> _DATA SUPPLIED_:
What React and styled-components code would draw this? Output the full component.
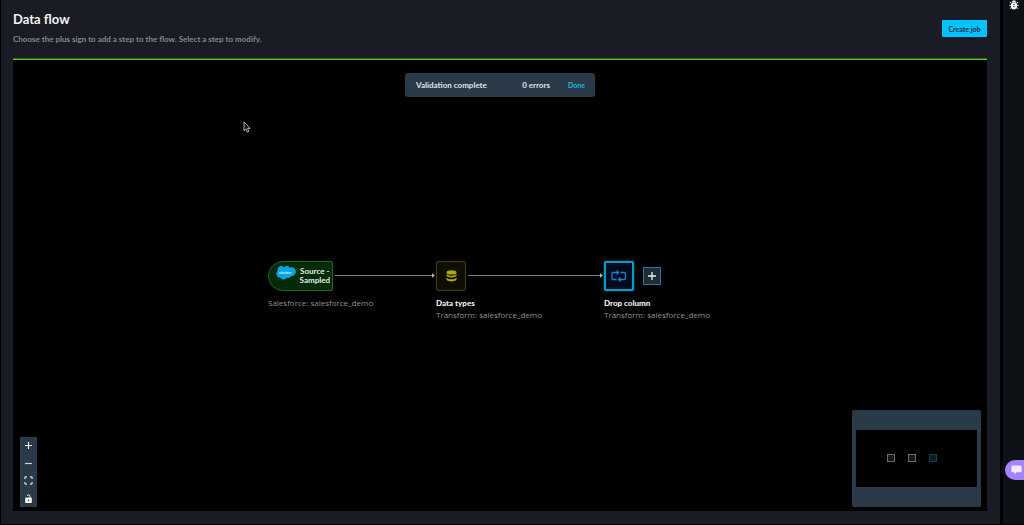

==

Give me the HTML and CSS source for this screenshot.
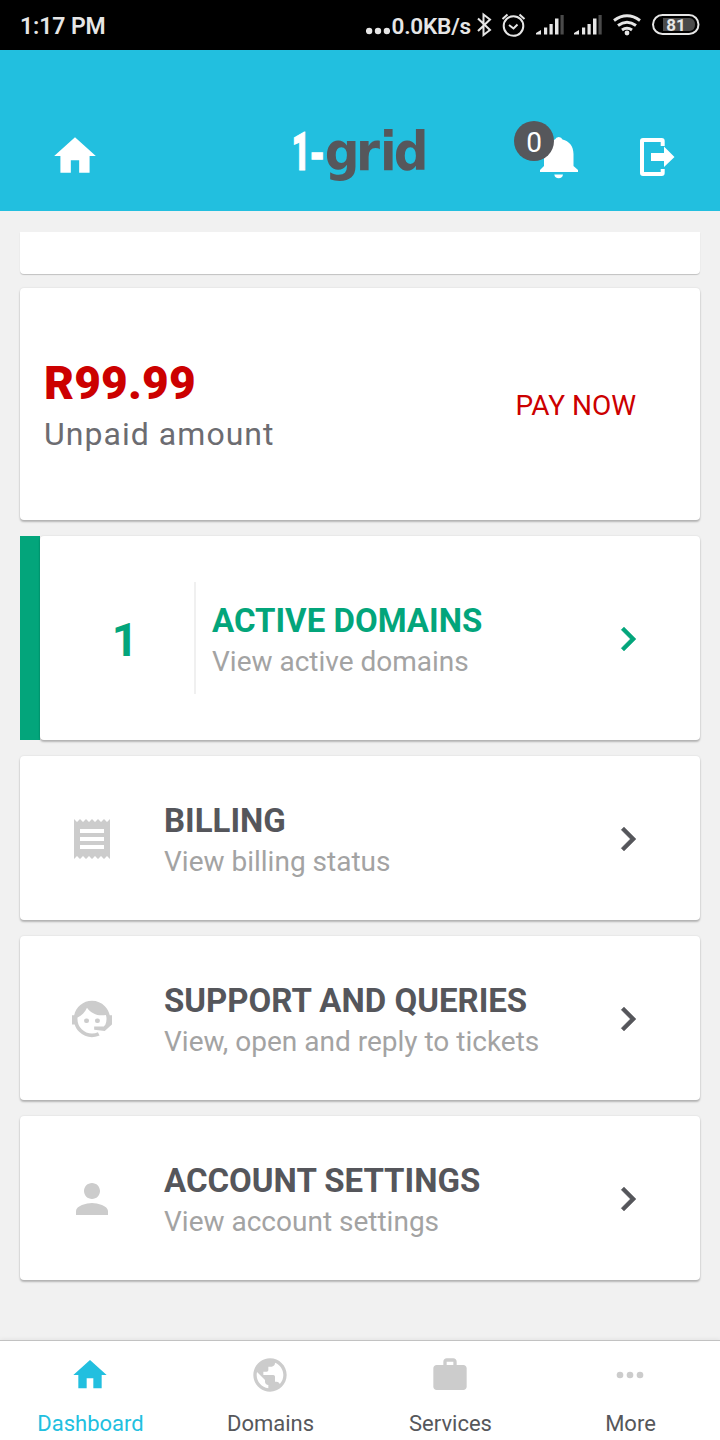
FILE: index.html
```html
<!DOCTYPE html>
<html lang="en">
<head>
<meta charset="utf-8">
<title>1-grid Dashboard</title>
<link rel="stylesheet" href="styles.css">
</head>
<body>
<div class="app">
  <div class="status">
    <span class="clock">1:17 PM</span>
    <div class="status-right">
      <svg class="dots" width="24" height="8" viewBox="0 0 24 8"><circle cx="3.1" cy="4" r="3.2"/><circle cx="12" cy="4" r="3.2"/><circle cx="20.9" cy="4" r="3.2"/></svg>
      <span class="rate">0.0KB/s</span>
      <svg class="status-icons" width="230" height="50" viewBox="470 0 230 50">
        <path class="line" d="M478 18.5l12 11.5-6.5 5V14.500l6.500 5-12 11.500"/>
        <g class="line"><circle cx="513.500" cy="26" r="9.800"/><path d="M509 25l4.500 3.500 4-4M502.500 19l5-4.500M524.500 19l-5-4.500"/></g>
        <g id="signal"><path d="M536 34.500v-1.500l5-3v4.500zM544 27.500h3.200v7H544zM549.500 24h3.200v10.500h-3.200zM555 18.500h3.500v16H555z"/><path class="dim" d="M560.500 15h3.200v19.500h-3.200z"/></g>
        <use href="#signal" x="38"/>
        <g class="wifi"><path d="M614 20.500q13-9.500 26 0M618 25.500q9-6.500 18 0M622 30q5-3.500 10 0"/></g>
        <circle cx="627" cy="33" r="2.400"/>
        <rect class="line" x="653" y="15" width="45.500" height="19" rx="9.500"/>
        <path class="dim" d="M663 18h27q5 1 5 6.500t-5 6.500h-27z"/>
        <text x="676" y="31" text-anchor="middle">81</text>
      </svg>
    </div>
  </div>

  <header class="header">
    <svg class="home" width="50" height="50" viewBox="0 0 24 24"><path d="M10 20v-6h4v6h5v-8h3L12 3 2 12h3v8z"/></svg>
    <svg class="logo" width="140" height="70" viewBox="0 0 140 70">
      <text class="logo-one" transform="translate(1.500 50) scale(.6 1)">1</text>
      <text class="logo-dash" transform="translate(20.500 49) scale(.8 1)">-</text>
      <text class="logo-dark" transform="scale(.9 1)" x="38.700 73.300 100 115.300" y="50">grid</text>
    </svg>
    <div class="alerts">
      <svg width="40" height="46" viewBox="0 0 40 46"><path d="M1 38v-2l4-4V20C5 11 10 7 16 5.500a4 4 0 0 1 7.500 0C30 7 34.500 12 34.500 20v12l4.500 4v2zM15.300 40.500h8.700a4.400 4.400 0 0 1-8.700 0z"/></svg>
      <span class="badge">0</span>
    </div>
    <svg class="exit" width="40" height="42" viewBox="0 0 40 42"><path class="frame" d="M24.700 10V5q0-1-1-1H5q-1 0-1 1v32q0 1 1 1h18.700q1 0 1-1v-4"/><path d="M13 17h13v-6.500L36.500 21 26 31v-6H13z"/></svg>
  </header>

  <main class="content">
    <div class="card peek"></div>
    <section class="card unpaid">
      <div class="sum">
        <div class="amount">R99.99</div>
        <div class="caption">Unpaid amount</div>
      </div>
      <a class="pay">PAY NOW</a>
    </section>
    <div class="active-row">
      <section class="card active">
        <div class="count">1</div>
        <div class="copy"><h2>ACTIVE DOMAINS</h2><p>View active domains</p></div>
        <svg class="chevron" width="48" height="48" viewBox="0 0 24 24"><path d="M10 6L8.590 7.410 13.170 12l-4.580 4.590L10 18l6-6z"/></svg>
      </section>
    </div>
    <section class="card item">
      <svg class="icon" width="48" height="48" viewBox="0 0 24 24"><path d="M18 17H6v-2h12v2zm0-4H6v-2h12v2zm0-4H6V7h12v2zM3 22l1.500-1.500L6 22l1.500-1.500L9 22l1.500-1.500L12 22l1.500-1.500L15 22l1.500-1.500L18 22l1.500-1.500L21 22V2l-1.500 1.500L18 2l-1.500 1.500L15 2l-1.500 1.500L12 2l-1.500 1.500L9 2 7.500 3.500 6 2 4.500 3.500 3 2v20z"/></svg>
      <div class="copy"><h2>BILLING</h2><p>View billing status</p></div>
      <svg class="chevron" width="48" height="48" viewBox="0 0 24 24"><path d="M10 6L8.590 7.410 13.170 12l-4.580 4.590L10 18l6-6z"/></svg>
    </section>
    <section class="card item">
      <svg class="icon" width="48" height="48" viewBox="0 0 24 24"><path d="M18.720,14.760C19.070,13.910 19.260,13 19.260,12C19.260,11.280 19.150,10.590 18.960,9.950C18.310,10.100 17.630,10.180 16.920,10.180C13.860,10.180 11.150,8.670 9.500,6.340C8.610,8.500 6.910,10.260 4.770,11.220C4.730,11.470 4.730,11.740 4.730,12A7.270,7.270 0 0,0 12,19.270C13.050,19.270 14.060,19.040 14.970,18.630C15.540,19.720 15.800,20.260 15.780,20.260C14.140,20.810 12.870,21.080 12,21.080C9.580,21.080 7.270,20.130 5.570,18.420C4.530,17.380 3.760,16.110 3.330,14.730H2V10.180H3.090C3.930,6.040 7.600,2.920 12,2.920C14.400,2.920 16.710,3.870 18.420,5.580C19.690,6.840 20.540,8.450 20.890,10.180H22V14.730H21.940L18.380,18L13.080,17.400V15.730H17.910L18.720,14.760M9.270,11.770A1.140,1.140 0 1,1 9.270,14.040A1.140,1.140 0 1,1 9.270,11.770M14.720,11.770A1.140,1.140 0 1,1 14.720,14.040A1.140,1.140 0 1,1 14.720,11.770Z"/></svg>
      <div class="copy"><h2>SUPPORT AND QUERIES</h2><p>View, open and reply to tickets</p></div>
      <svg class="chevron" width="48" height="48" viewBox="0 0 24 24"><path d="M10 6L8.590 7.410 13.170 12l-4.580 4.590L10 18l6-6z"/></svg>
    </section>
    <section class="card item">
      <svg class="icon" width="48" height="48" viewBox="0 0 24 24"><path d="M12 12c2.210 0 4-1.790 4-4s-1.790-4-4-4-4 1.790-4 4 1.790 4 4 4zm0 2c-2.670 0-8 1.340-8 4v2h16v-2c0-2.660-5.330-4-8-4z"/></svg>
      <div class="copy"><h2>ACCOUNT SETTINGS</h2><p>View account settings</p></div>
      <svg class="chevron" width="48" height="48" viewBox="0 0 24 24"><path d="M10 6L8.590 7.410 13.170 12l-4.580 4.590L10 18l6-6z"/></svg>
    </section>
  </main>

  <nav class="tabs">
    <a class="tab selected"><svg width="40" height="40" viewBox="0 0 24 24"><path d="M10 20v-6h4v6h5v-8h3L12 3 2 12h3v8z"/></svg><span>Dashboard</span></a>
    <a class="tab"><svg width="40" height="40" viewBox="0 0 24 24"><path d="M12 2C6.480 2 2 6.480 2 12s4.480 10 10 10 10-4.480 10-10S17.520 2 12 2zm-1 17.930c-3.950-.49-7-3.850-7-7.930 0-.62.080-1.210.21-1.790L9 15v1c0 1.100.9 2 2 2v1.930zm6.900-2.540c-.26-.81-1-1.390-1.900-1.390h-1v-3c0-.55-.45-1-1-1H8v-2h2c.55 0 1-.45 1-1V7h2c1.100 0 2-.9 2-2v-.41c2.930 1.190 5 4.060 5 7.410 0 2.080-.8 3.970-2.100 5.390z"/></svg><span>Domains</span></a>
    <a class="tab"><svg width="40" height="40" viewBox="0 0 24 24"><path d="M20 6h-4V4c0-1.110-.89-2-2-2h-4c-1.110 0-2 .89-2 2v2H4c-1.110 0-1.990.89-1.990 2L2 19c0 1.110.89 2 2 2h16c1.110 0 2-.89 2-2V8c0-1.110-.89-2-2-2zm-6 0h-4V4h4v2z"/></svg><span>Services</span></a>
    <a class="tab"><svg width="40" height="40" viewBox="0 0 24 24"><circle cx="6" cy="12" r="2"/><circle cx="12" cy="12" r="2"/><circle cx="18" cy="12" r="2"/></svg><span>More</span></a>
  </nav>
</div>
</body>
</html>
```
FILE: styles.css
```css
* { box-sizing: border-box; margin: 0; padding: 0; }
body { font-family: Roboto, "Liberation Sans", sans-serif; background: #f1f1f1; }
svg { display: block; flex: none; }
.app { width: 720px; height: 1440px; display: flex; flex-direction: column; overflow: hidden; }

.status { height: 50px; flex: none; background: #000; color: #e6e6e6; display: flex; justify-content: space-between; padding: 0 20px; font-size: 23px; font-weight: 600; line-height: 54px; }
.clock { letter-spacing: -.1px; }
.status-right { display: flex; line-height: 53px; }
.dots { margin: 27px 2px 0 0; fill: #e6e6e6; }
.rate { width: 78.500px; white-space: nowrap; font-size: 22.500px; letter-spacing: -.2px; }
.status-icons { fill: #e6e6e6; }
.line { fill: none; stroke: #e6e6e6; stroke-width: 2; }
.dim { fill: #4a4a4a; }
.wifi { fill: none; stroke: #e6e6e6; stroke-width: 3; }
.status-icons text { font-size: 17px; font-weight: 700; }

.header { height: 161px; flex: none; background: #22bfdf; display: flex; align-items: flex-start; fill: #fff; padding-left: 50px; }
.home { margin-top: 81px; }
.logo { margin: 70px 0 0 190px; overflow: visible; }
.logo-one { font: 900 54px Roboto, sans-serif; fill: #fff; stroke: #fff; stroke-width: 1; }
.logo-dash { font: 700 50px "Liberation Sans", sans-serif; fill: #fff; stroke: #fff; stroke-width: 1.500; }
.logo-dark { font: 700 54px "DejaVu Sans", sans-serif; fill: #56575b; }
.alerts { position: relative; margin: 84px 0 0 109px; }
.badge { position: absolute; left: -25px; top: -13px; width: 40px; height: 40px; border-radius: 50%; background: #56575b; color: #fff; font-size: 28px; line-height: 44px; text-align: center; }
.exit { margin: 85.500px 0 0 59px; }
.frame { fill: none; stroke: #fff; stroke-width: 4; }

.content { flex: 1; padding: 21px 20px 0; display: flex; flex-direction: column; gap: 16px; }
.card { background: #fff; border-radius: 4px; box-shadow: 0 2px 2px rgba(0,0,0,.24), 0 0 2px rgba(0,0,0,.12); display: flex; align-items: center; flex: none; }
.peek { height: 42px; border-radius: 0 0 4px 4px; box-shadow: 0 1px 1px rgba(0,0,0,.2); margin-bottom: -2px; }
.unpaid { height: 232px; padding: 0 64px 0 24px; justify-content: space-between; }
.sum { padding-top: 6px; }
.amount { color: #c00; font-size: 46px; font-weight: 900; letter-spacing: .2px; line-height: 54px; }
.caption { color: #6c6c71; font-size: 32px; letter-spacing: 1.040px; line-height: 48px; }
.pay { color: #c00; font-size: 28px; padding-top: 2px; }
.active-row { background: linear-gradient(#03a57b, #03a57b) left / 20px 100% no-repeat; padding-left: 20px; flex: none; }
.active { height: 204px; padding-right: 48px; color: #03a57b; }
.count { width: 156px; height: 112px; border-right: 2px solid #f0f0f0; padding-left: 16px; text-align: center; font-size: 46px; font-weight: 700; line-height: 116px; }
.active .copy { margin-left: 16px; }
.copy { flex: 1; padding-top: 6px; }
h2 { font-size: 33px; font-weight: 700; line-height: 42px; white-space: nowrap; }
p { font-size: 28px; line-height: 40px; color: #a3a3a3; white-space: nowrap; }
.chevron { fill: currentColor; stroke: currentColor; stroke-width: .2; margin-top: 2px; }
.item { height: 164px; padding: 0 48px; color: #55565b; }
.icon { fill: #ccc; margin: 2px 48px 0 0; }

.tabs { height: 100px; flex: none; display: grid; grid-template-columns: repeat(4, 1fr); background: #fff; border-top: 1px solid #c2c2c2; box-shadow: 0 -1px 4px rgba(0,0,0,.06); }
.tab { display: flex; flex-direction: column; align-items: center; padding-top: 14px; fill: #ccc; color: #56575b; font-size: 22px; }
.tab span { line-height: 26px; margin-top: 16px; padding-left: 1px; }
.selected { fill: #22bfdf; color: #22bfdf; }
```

> _WHAT TO DO_:
Report only the count of lines that include the string "this".

> _REPLY TO THE TASK_:
2